After having long reviled these parties for most of the country’s ills, Imran has now turned to the same class of people to make his party “electable.” His claim to stand for a new brand of politics, which attracted the middle class to the PTI, has suffered a major blow as a result.

Like the leaders of the other parties, Imran is now surrounded increasingly by courtiers and sycophants vying for his attention and favours. All officeholders have been handpicked by him and serve at his pleasure. Many of the major decisions are taken by him personally and autocratically without adequate consultation. His political judgement is of course not perfect, though he probably does not know it. Besides, the way he has associated himself with some political and religious charlatans shows that he is not the best judge of character.

The task of building up the party organisation on sound lines does not seem to be a high priority. The PTI still has little presence in the rural areas. Party elections have not been held since 2002. Now there is the fear that if the long-promised elections are held in the coming months, the party could splinter.

It is likely that many of those who are presently holding senior party offices would lose, and might quit even before the parliamentary elections.

Like the country’s traditional political parties, the PTI is also becoming a party of the rich privileged class. This was clearly visible in the high number of SUVs and luxury cars—many with personalised registration numbers that our super-rich, old and new, likes to flaunt—in the motorcade that wound its way from Islamabad to Kotkai. The same disproportionately high presence of the well-heeled and the Facebook types is seen in the party’s political meetings.
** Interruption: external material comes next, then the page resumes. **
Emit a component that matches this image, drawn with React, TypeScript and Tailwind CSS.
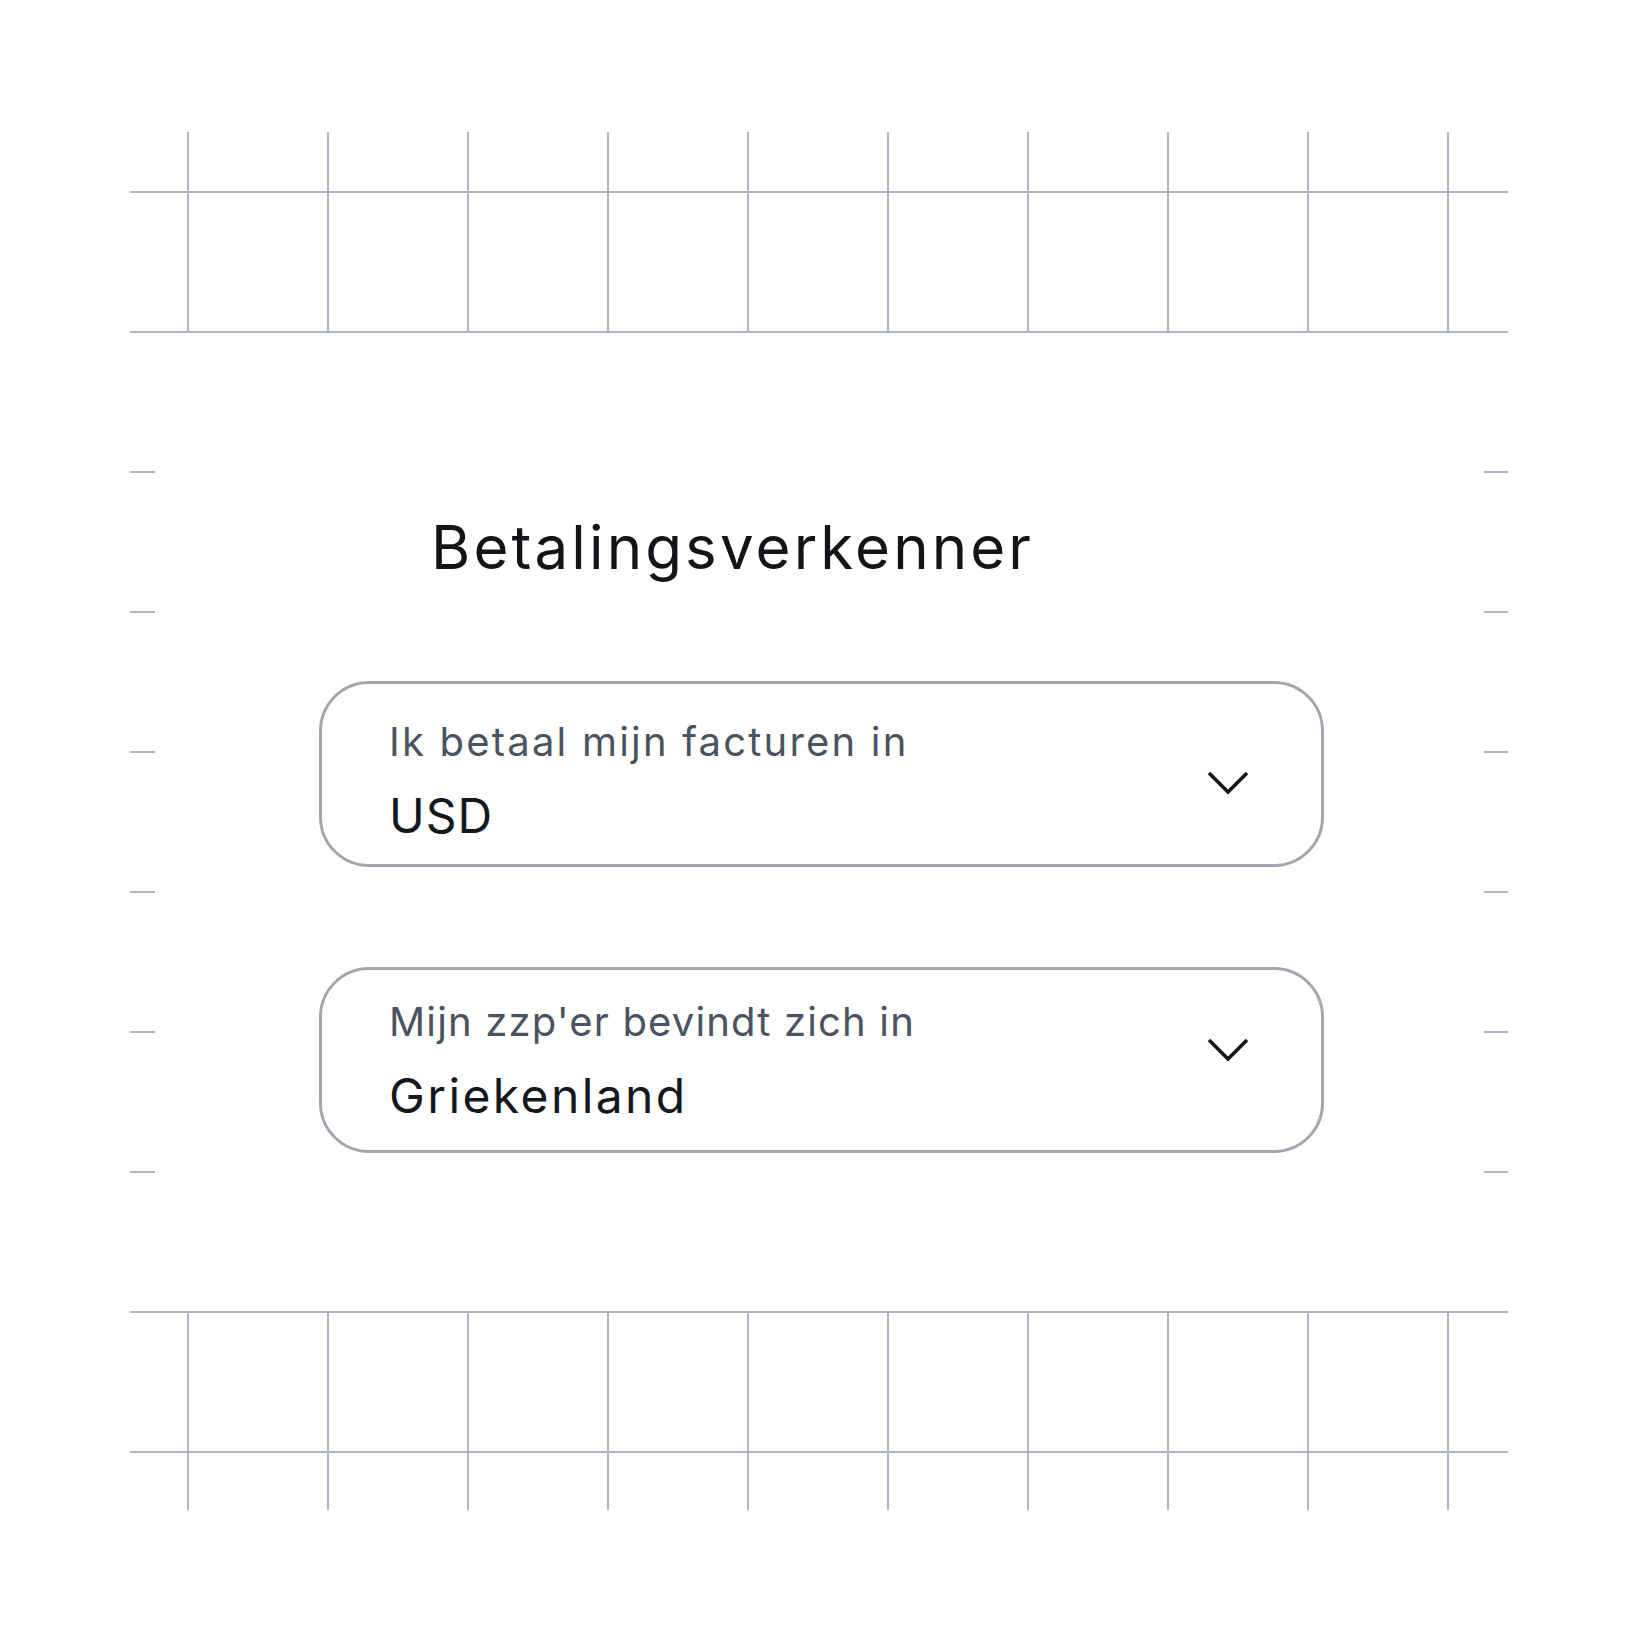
import React from "react";

const GRID_X = Array.from({ length: 10 }, (_, i) => 188 + i * 140);
const GRID_Y = Array.from({ length: 10 }, (_, i) => 192 + i * 140);

function GridBackdrop() {
  return (
    <svg
      className="absolute inset-0"
      width={1640}
      height={1640}
      viewBox="0 0 1640 1640"
      aria-hidden="true"
    >
      {GRID_X.map((x) => (
        <line key={`v${x}`} x1={x} y1={132} x2={x} y2={1510} stroke="#aeb6c3" strokeWidth={2} />
      ))}
      {GRID_Y.map((y) => (
        <line key={`h${y}`} x1={130} y1={y} x2={1508} y2={y} stroke="#aeb6c3" strokeWidth={2} />
      ))}
    </svg>
  );
}

function Chevron() {
  return (
    <svg width={42} height={24} viewBox="0 0 42 24" fill="none" aria-hidden="true">
      <polyline
        points="2,2 21,21 40,2"
        stroke="#121418"
        strokeWidth={3.5}
        strokeLinecap="butt"
        strokeLinejoin="miter"
        fill="none"
      />
    </svg>
  );
}

type SelectProps = {
  label: string;
  value: string;
  labelTracking: string;
  valueTracking: string;
  pt: string;
  pb: string;
  chevronTop: string;
};

function SelectField({ label, value, labelTracking, valueTracking, pt, pb, chevronTop }: SelectProps) {
  return (
    <div className="flex h-[186px] w-[1005px] items-start justify-between rounded-[50px] border-[3px] border-[#a2a6ad] bg-white pl-[67px] pr-[72px]">
      <div className={`flex flex-col ${pt} ${pb}`}>
        <span className={`text-[40px] leading-[48px] text-[#4b5360] ${labelTracking}`}>{label}</span>
        <span className={`mt-[22px] text-[48px] leading-[56px] text-[#14171c] ${valueTracking}`}>{value}</span>
      </div>
      <div className={chevronTop}>
        <Chevron />
      </div>
    </div>
  );
}

export default function App() {
  return (
    <div
      className="relative h-[1640px] w-[1640px] overflow-hidden bg-white"
      style={{ fontFamily: "Inter, 'Noto Sans', sans-serif" }}
    >
      <GridBackdrop />
      <div className="relative pl-[155px] pt-[333px]">
        <section className="flex h-[978px] w-[1329px] flex-col bg-white pl-[164px] pt-[178px]">
          <h1 className="ml-[112px] text-[60px] font-normal leading-[72px] tracking-[0.052em] text-[#121417]">
            Betalingsverkenner
          </h1>
          <div className="mt-[98px] flex flex-col gap-[100px]">
            <SelectField
              label="Ik betaal mijn facturen in"
              value="USD"
              labelTracking="tracking-[0.055em]"
              valueTracking="tracking-[0.02em]"
              pt="pt-[34px]"
              pb="pb-[20px]"
              chevronTop="mt-[87px]"
            />
            <SelectField
              label="Mijn zzp'er bevindt zich in"
              value="Griekenland"
              labelTracking="tracking-[0.029em]"
              valueTracking="tracking-[0.05em]"
              pt="pt-[28px]"
              pb="pb-[26px]"
              chevronTop="mt-[68px]"
            />
          </div>
        </section>
      </div>
    </div>
  );
}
The peculiarly Pakistani distinction between the party “leader” and the party “worker,” which reflects the class divisions in the country, crept into the PTI after it threw open its doors to “electables” of all kind last year. Anyone who saw the way free food packets were thrown at party “workers” at a jalsa organised recently by Javed Hashmi, the self-proclaimed baghi (rebel) against no one knows what, would be filled with disgust.

The PTI leadership has been lulled into complacency by its good showing in public opinion surveys. But in Pakistan these polls do not always translate into parliamentary seats. The voter’s choice depends not only on a candidate’s party affiliation but equally, if not more, on other factors, such as the baradri to which he belongs and the resources he possesses to hire party “workers.” The results are also distorted by the first-past-the-post system, as the Supreme Court pointed out last June in its judgment on a petition by the Pakistan Workers Party.

The party is banking a lot on the youth vote. But young people do not form a voting block any more than left-handed people do. People vote not by age but, ultimately, according to their economic interests.

The PTI has produced several documents on its socio-economic programme. But elections are won not on good PowerPoint presentations or the finer points of the party’s manifesto. What matters much more is the overall message that they convey. The message from Imran has so far largely been limited to a commitment to eradicate corruption and end US drone strikes. That is not enough. Imran has yet to show that he feels the pain of the country’s vast majority which suffers in silence at the hands of a rapacious “elite.”

Bhutto was able to defeat the “electables” of his day because his message in the 1970 election struck a chord. That message was not genuine because Bhutto had no intention of rocking the boat. But it stuck, because the people wanted to believe it. More than four decades after that election, his party is still reaping the fruits.

Imran is certainly no man of the masses. But if he is to have any chance of winning the election, he has to deliver a similar electrifying message to the common man which cuts across lines of ethnicity, region and baradri. He must tell them that their future is solely in their own hands, that they can change their destiny by casting their votes wisely, and that they must learn to stand tall, walk straight and look their oppressors in the eye.

But since Imran, unlike Bhutto, is not good at lying, he must first believe in that message himself. If he can make that leap, he could go down in history as the man who made a difference.